• _Aim of the exercise_: Read the material below and tally how many lines hold the word "this", giving the number and nothing else.

• _Stored data_:
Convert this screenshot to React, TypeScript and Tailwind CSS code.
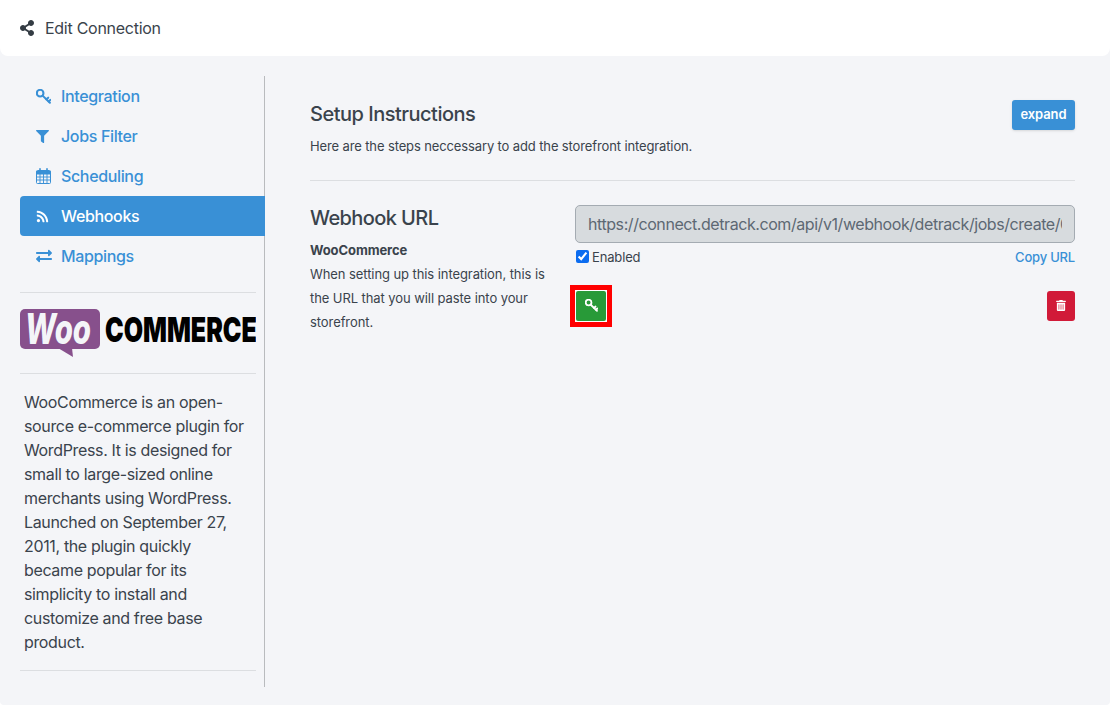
import { FaExchangeAlt, FaFilter, FaRss, FaShareAlt, FaTrashAlt } from 'react-icons/fa';

function KeyIcon({ className }: { className?: string }) {
  return (
    <svg viewBox="1 1 14.5 14.5" fill="none" stroke="currentColor" strokeWidth="2" strokeLinecap="round" className={className}>
      <circle cx="5" cy="5" r="3.2" />
      <path d="M7.4 7.4 14.4 14.2" />
      <path d="M11 11 12.8 9.4" />
      <path d="M13.2 13 14.8 11.6" />
    </svg>
  );
}

function CalendarIcon({ className }: { className?: string }) {
  return (
    <svg viewBox="0 0 15 16" className={className} fill="none" stroke="currentColor">
      <rect x="0.5" y="2.5" width="14" height="13" rx="1" />
      <path d="M0.5 3.5h14v2.5h-14z" fill="currentColor" />
      <path d="M0.5 9h14M0.5 12h14M4 6v9M7.5 6v9M11 6v9" strokeWidth="0.9" />
      <path d="M4 0.8v3M11 0.8v3" strokeWidth="1.6" strokeLinecap="round" />
    </svg>
  );
}

const navItems = [
  { label: 'Integration', icon: KeyIcon, size: 'h-[15px] w-[15px]' },
  { label: 'Jobs Filter', icon: FaFilter, size: 'h-[13px] w-[13px]' },
  { label: 'Scheduling', icon: CalendarIcon, size: 'h-[16px] w-[15px]' },
  { label: 'Webhooks', icon: FaRss, size: 'h-[13px] w-[13px]', active: true },
  { label: 'Mappings', icon: FaExchangeAlt, size: 'h-[16px] w-[16px]' },
];

function WooLogo() {
  return (
    <svg viewBox="0 -8 236 64" className="block h-[64px] w-[236px]">
      <rect width="80" height="40" rx="5" fill="#87508c" />
      <path d="M38 39 L53 48 L52 39 Z" fill="#87508c" />
      <text transform="translate(5 35) scale(0.7 1)" fontFamily="Inter" fontSize="42" fontWeight="800" fontStyle="italic" fill="#f4f5f8">Woo</text>
      <text transform="translate(85 33) scale(0.735 1)" fontFamily="Inter" fontSize="34" fontWeight="900" fill="#000000">COMMERCE</text>
    </svg>
  );
}

export default function App() {
  return (
    <div className="h-[706px] overflow-hidden bg-white font-['Inter',sans-serif] text-[#3a434c]">
      <div className="h-[705px] rounded-b-sm bg-[#f4f5f8]">
        <header className="flex h-[56px] items-center gap-[11px] rounded-b-lg bg-white pl-[20px]">
          <FaShareAlt className="h-[16px] w-[14px] text-[#343c44]" />
          <h1 className="text-[16px] font-normal tracking-[-0.27px]">Edit Connection</h1>
        </header>

        <div className="flex pt-[20px] pl-[20px]">
          <aside className="h-[611px] w-[245px] shrink-0 border-r border-[#b9bbbe]">
            <nav>
              {navItems.map(({ label, icon: Icon, size, active }) => (
                <a
                  key={label}
                  href="#"
                  className={`-mr-px flex h-[40px] items-center rounded-l pl-[16px] text-[16px] font-medium tracking-[-0.35px] ${active ? 'bg-[#3990d6] text-white' : 'text-[#3990d6]'}`}
                >
                  <span className="flex w-[25px] shrink-0 items-center">
                    <Icon className={size} />
                  </span>
                  {label}
                </a>
              ))}
            </nav>

            <div className="mt-[16px] w-[236px] border-t border-[#dcdee1] pt-[8px] pb-[8px]">
              <WooLogo />
            </div>
            <div className="w-[236px] border-y border-[#dcdee1] pt-[16px] pb-[16px] pl-[4px]">
              <p className="w-[224px] text-[16px] leading-[24px] tracking-[-0.35px]">
                WooCommerce is an open-source e-commerce plugin for WordPress. It is designed for small to large-sized online merchants using WordPress. Launched on September 27, 2011, the plugin quickly became popular for its simplicity to install and customize and free base product.
              </p>
            </div>
          </aside>

          <main className="ml-[45px] w-[765px] pt-[24px]">
            <div className="flex items-start justify-between">
              <div>
                <h2 className="text-[20px] leading-[28px] font-medium tracking-[-0.5px]">Setup Instructions</h2>
                <p className="mt-[8px] text-[13px] leading-[20px] tracking-[-0.125px]">Here are the steps neccessary to add the storefront integration.</p>
              </div>
              <button className="h-[30px] w-[63px] rounded-[3px] bg-[#3990d6] text-[13px] font-semibold tracking-[-0.1px] text-white shadow-sm">expand</button>
            </div>

            <hr className="mt-[24px] border-[#dcdee1]" />

            <div className="mt-[24px] flex">
              <div className="w-[265px] shrink-0">
                <h2 className="-mt-px text-[20px] leading-[28px] font-medium tracking-[-0.6px]">Webhook URL</h2>
                <p className="mt-[6px] text-[13px] leading-[24px] font-bold tracking-[-0.1px]">WooCommerce</p>
                <p className="w-[240px] text-[13px] leading-[24px] tracking-[-0.08px]">When setting up this integration, this is the URL that you will paste into your storefront.</p>
              </div>

              <div className="min-w-0 flex-1">
                <input
                  readOnly
                  value="https://connect.detrack.com/api/v1/webhook/detrack/jobs/create/0123456789"
                  className="block h-[38px] w-full rounded-[5px] border border-[#a4abb2] bg-[#d7dbde] px-[12px] text-[16px] tracking-[-0.43px] text-[#5d6873] outline-none"
                />
                <div className="mt-[3px] flex items-center justify-between">
                  <label className="flex items-center gap-[3px] text-[13px] leading-[16px] tracking-[-0.15px]">
                    <input type="checkbox" defaultChecked className="ml-[1px] h-[13px] w-[13px] accent-[#0b6cf0]" />
                    Enabled
                  </label>
                  <a href="#" className="mt-[2px] text-[13px] font-medium tracking-[-0.2px] text-[#3990d6]">Copy URL</a>
                </div>
                <div className="mt-[22px] flex items-center justify-between">
                  <div className="-m-[5px] border-[5px] border-[#ff0000] bg-white p-px">
                    <button className="flex h-[30px] w-[30px] items-center justify-center rounded-[2px] bg-[#289a38] text-white">
                      <KeyIcon className="h-[13px] w-[13px]" />
                    </button>
                  </div>
                  <button className="flex h-[30px] w-[28px] items-center justify-center rounded-[3px] bg-[#d11a38] text-white">
                    <FaTrashAlt className="h-[11px] w-[10px]" />
                  </button>
                </div>
              </div>
            </div>
          </main>
        </div>
      </div>
    </div>
  );
}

• _Solved problem_: 2